Let \(G\) be a compact group and \(A(G)\) be its Fourier algebra as defined by P. Eymard [Bull. Soc. Math. Fr. 92, 181–236 (1964; Zbl 0169.46403)]. It was shown in [E. G. Effros and Z.-J. Ruan, J. Oper. Theory 50, No. 1, 131–156 (2003; Zbl 1036.46042)] that the Haagerup tensor product of the Fourier algebra \(A(G)\) with itself, \(A(G)\otimes^h A(G)\), is a Banach algebra. In the present paper, the authors prove that this Banach algebra is, in fact, semi-simple. They study the ranges of the maps of convolution \(u\otimes v\mapsto u\ast v\) and a ‘twisted’ convolution \(u\otimes v\mapsto u\ast \check{v}\) \((\check{u}(s)=u(s^{-1}))\) on the Haagerup tensor product of Fourier algebras \(A(G)\otimes^h A(G)\).

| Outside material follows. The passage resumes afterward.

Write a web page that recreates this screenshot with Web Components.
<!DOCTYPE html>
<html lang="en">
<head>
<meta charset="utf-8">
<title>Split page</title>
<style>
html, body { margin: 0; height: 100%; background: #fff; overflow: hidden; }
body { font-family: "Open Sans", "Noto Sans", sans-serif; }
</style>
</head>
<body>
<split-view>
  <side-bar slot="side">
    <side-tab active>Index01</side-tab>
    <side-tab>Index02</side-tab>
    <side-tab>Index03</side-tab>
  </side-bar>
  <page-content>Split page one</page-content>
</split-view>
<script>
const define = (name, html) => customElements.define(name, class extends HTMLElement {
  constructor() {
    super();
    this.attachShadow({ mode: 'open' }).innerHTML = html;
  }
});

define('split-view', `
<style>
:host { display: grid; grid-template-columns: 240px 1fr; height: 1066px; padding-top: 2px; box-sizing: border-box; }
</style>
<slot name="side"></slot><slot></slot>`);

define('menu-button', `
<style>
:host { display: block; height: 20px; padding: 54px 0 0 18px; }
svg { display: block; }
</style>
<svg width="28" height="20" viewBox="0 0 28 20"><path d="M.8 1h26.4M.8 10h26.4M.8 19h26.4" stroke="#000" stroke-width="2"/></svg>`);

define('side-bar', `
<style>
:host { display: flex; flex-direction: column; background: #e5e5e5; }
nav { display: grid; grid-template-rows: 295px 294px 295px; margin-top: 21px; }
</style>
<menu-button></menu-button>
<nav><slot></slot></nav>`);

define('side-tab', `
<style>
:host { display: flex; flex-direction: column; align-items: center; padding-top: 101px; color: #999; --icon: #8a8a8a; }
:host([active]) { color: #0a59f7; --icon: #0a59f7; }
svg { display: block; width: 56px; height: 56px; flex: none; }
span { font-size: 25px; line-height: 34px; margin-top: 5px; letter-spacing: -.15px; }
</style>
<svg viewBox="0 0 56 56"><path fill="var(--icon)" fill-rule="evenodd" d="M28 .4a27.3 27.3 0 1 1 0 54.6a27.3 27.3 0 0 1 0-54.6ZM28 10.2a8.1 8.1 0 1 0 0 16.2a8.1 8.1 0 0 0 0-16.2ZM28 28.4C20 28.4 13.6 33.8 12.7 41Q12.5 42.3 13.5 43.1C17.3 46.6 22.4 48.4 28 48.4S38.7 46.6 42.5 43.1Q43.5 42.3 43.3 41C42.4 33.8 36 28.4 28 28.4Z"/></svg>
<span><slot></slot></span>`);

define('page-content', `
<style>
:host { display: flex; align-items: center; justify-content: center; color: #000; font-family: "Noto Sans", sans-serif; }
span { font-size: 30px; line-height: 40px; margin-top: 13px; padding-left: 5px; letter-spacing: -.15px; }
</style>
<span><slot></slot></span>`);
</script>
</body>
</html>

If \(\mathcal{H}\) is a fixed Hilbert space, the weak\(^\ast\) Haagerup tensor product \(\mathcal{CB}^{\sigma}(\mathcal{B}(\mathcal{H}))=\mathcal{B}(\mathcal{H})\otimes^{w^\ast h}\mathcal{B}(\mathcal{H})\) is the space \(\{\Phi\in\mathcal{B}(\mathcal{H}): \Phi(T)=\sum_{i\in I}V_i\otimes W_i(T)=\sum_{i\in I}V_iTW_i \}, \) equipped with the completely bounded norm \[ \|\Phi\|_{cb}=\min\bigg\{\bigg\|\displaystyle\sum_{i\in I}V_iV_{i}^\ast \bigg\|^{1/2}\bigg\|\displaystyle\sum_{i\in I}W_{i}^\ast W_i\bigg\|^{1/2}: \Phi=\displaystyle\sum_{i\in I}V_{i}\otimes W_{i} \bigg\} \] and operator composition \[ \displaystyle\sum_{i\in I}V_{i}\otimes W_i\circ\displaystyle\sum_{i'\in I}V'_{i'}\otimes W'_{i'}=\sum_{i\in I}\sum_{i'\in I}V_{i}V'_{i'}\otimes W'_{i'}W_{i}, \] where \(\{V_i,W_i\}_{i\in I}\) is a family in \(\mathcal{B}(\mathcal{H})\) for which each of the series \(\sum_{i\in I}V_iV_{i}^\ast\) and \(\sum_{i\in I}W_iW_{i}^\ast\) is weak\(^\ast\)-convergent.
Using the duality \((\mathcal{V}_{\ast}\otimes^h\mathcal{V}_\ast)^\ast\cong\mathcal{V}\otimes^{w^\ast h}\mathcal{V}\), where \(\mathcal{V}\subseteq\mathcal{B}(\mathcal{H})\) is a von Neumann algebra with predual \(\mathcal{V}_\ast\) and \(\mathcal{V}_{\ast}\otimes^h\mathcal{V}_\ast\) is the completion of \(\mathcal{V}_{\ast}\otimes\mathcal{V}_\ast\) with respect to the norm \(\|u\|_{h}=\displaystyle\sup\{|\langle u,\Phi\rangle|: \Phi\in\mathcal{V}\otimes^{w^\ast h}\mathcal{V},\;\|\Phi\|_{cb}\leq1\}\), and after some details, the authors define the Haagerup tensor product of \(A(G)\) with itself in terms of the completely isometric duality \[ (A(G)\otimes^h A(G))^\ast\cong VN(G)\otimes^{w^\ast h}VN(G)\subset\mathcal{CB}(\mathcal{B(H)}). \] Among the main results, it is shown that the Haagerup tensor product of Fourier algebras behaves exactly as does the operator projective tensor product of Fourier algebras with respect to a defined map \(\Gamma\). Moreover, considering another map \(\check{\Gamma}\) on \(A(G)\otimes^h A(G)\), the authors prove that \(\check{\Gamma}(A(G)\otimes^h A(G))=A(G)\) and \(\check{\Gamma}:A(G)\otimes^h A(G)\rightarrow A(G)\) is a complete quotient map. They notice that the convolution algebra \((A(G),^\ast)\) is completely isomorphic to an operator algebra.